--- START OF MATERIAL PROVIDED ---
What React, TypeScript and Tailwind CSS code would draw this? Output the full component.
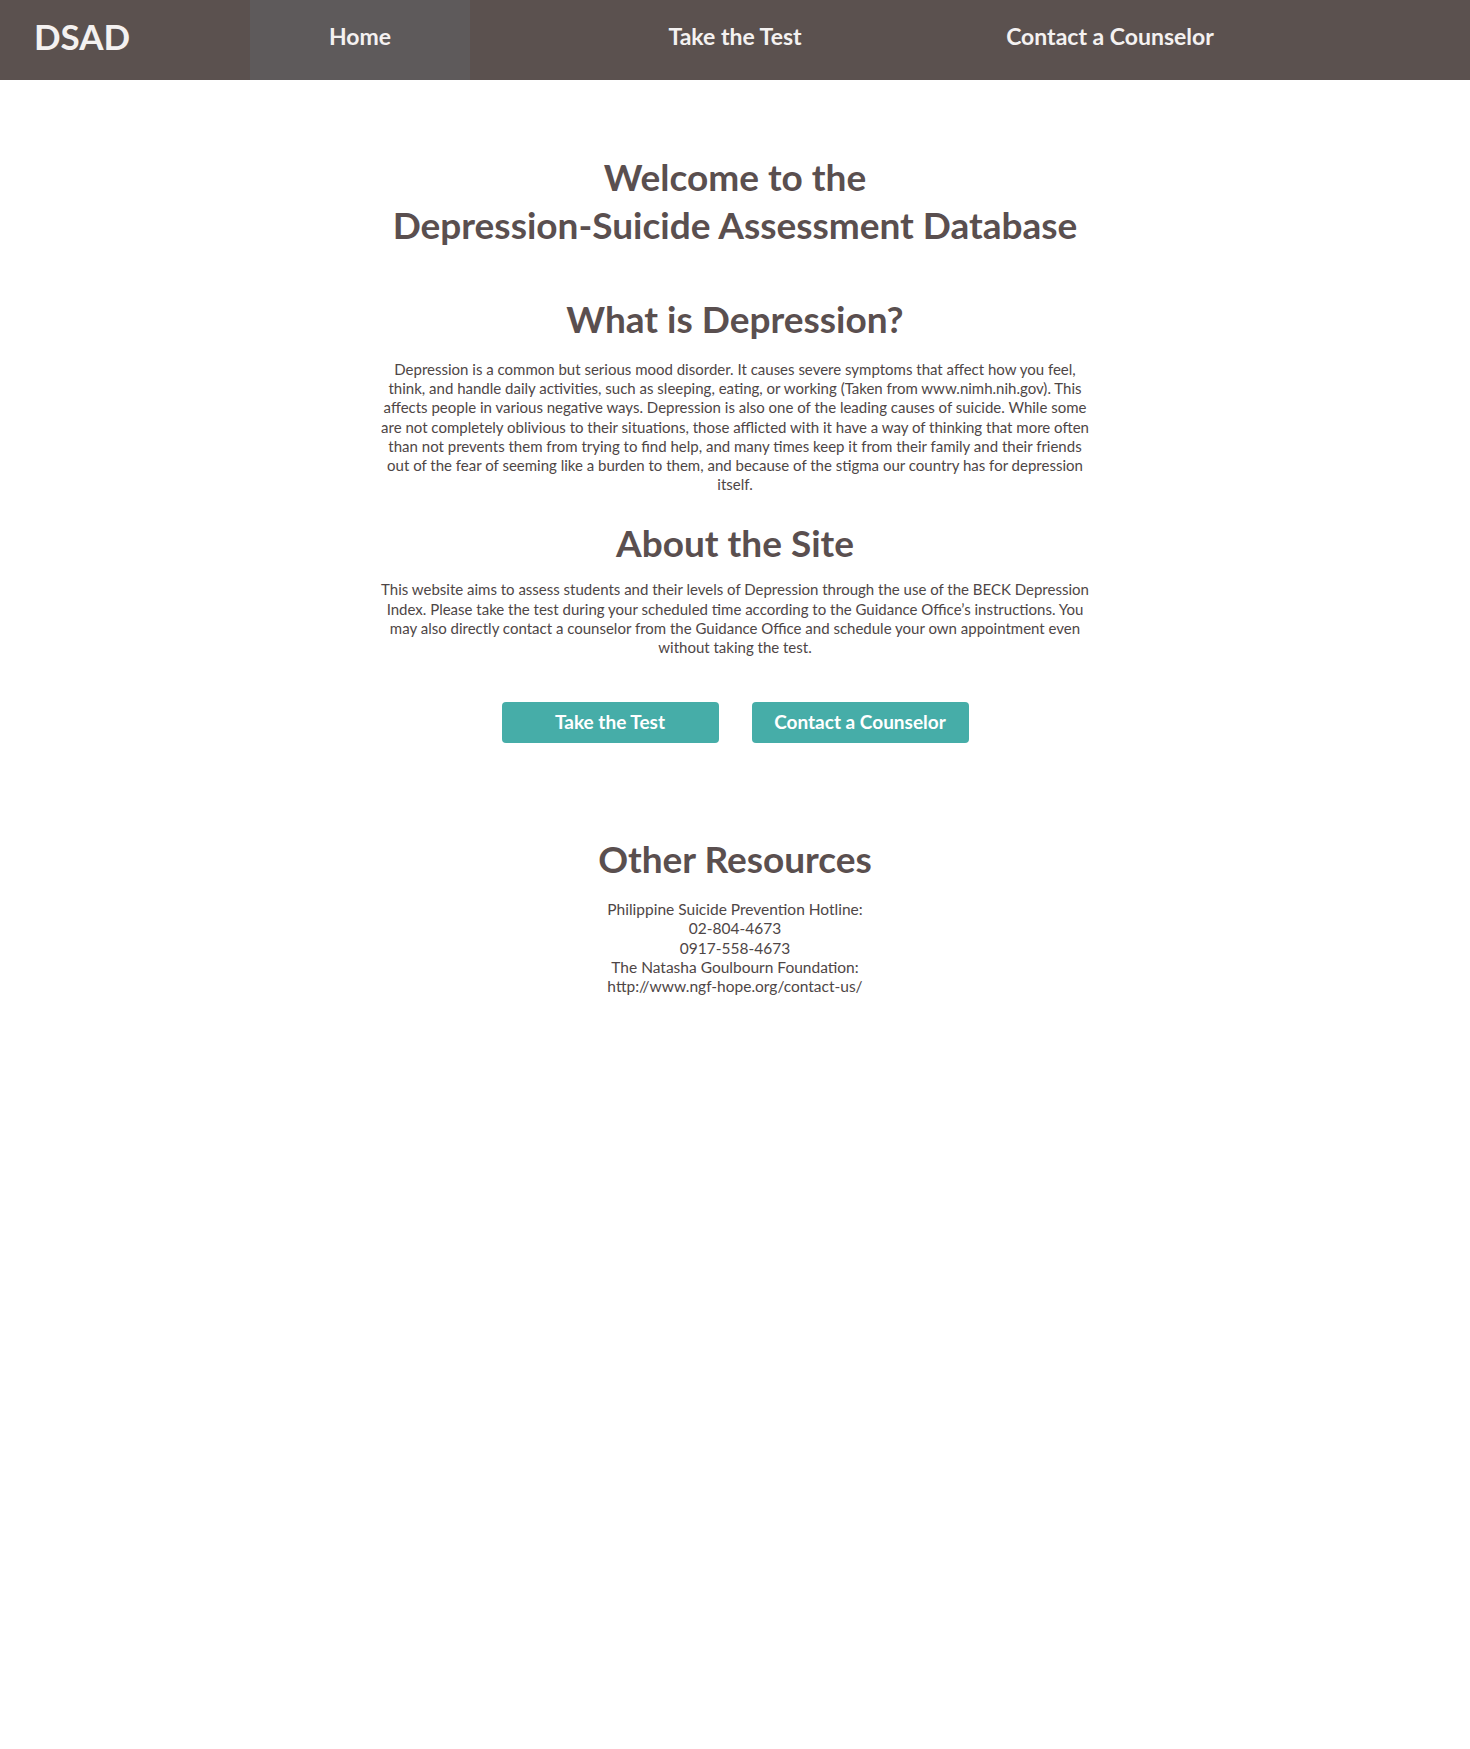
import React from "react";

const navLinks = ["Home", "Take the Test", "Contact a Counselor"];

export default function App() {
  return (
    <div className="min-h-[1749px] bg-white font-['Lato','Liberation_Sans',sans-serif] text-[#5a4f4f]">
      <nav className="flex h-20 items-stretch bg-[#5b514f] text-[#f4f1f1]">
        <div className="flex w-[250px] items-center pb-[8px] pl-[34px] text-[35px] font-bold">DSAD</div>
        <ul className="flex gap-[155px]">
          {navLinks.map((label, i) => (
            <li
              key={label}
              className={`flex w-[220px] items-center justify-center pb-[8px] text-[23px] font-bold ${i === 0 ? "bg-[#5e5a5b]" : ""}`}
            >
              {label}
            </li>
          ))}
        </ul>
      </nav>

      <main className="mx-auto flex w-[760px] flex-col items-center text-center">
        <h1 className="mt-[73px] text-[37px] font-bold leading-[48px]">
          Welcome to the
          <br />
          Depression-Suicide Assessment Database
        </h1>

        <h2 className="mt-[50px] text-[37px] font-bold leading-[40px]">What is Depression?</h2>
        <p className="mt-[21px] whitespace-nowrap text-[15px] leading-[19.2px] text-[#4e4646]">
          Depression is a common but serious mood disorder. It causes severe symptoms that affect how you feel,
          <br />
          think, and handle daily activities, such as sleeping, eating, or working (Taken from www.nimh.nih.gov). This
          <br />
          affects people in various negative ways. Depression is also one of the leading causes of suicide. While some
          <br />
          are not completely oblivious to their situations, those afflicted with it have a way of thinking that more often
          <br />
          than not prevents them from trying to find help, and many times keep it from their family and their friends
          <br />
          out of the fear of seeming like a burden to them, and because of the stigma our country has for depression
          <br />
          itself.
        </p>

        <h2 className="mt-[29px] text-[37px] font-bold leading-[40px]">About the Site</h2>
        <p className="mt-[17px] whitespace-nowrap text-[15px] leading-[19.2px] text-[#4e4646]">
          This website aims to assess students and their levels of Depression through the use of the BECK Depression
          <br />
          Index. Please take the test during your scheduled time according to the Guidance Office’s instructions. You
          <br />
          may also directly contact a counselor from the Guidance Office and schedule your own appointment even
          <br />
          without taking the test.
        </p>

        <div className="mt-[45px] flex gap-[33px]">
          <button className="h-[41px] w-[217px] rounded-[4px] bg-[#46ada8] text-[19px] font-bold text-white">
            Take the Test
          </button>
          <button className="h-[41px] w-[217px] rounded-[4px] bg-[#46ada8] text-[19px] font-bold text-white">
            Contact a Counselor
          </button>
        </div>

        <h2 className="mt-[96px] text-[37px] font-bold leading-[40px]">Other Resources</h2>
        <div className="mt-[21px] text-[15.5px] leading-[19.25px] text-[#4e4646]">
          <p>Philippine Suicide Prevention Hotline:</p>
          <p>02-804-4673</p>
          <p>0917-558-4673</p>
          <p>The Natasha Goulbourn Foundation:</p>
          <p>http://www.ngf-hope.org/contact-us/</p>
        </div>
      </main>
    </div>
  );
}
--- END OF MATERIAL PROVIDED ---
§ **WHAT NEEDS TO BE DONE**
Exclude the pictures. Write out the remaining data exactly.

§ **RESPONSE**
What React, TypeScript and Tailwind CSS code would draw this? Output the full component.
import React from "react";

const navLinks = ["Home", "Take the Test", "Contact a Counselor"];

export default function App() {
  return (
    <div className="min-h-[1749px] bg-white font-['Lato','Liberation_Sans',sans-serif] text-[#5a4f4f]">
      <nav className="flex h-20 items-stretch bg-[#5b514f] text-[#f4f1f1]">
        <div className="flex w-[250px] items-center pb-[8px] pl-[34px] text-[35px] font-bold">DSAD</div>
        <ul className="flex gap-[155px]">
          {navLinks.map((label, i) => (
            <li
              key={label}
              className={`flex w-[220px] items-center justify-center pb-[8px] text-[23px] font-bold ${i === 0 ? "bg-[#5e5a5b]" : ""}`}
            >
              {label}
            </li>
          ))}
        </ul>
      </nav>

      <main className="mx-auto flex w-[760px] flex-col items-center text-center">
        <h1 className="mt-[73px] text-[37px] font-bold leading-[48px]">
          Welcome to the
          <br />
          Depression-Suicide Assessment Database
        </h1>

        <h2 className="mt-[50px] text-[37px] font-bold leading-[40px]">What is Depression?</h2>
        <p className="mt-[21px] whitespace-nowrap text-[15px] leading-[19.2px] text-[#4e4646]">
          Depression is a common but serious mood disorder. It causes severe symptoms that affect how you feel,
          <br />
          think, and handle daily activities, such as sleeping, eating, or working (Taken from www.nimh.nih.gov). This
          <br />
          affects people in various negative ways. Depression is also one of the leading causes of suicide. While some
          <br />
          are not completely oblivious to their situations, those afflicted with it have a way of thinking that more often
          <br />
          than not prevents them from trying to find help, and many times keep it from their family and their friends
          <br />
          out of the fear of seeming like a burden to them, and because of the stigma our country has for depression
          <br />
          itself.
        </p>

        <h2 className="mt-[29px] text-[37px] font-bold leading-[40px]">About the Site</h2>
        <p className="mt-[17px] whitespace-nowrap text-[15px] leading-[19.2px] text-[#4e4646]">
          This website aims to assess students and their levels of Depression through the use of the BECK Depression
          <br />
          Index. Please take the test during your scheduled time according to the Guidance Office’s instructions. You
          <br />
          may also directly contact a counselor from the Guidance Office and schedule your own appointment even
          <br />
          without taking the test.
        </p>

        <div className="mt-[45px] flex gap-[33px]">
          <button className="h-[41px] w-[217px] rounded-[4px] bg-[#46ada8] text-[19px] font-bold text-white">
            Take the Test
          </button>
          <button className="h-[41px] w-[217px] rounded-[4px] bg-[#46ada8] text-[19px] font-bold text-white">
            Contact a Counselor
          </button>
        </div>

        <h2 className="mt-[96px] text-[37px] font-bold leading-[40px]">Other Resources</h2>
        <div className="mt-[21px] text-[15.5px] leading-[19.25px] text-[#4e4646]">
          <p>Philippine Suicide Prevention Hotline:</p>
          <p>02-804-4673</p>
          <p>0917-558-4673</p>
          <p>The Natasha Goulbourn Foundation:</p>
          <p>http://www.ngf-hope.org/contact-us/</p>
        </div>
      </main>
    </div>
  );
}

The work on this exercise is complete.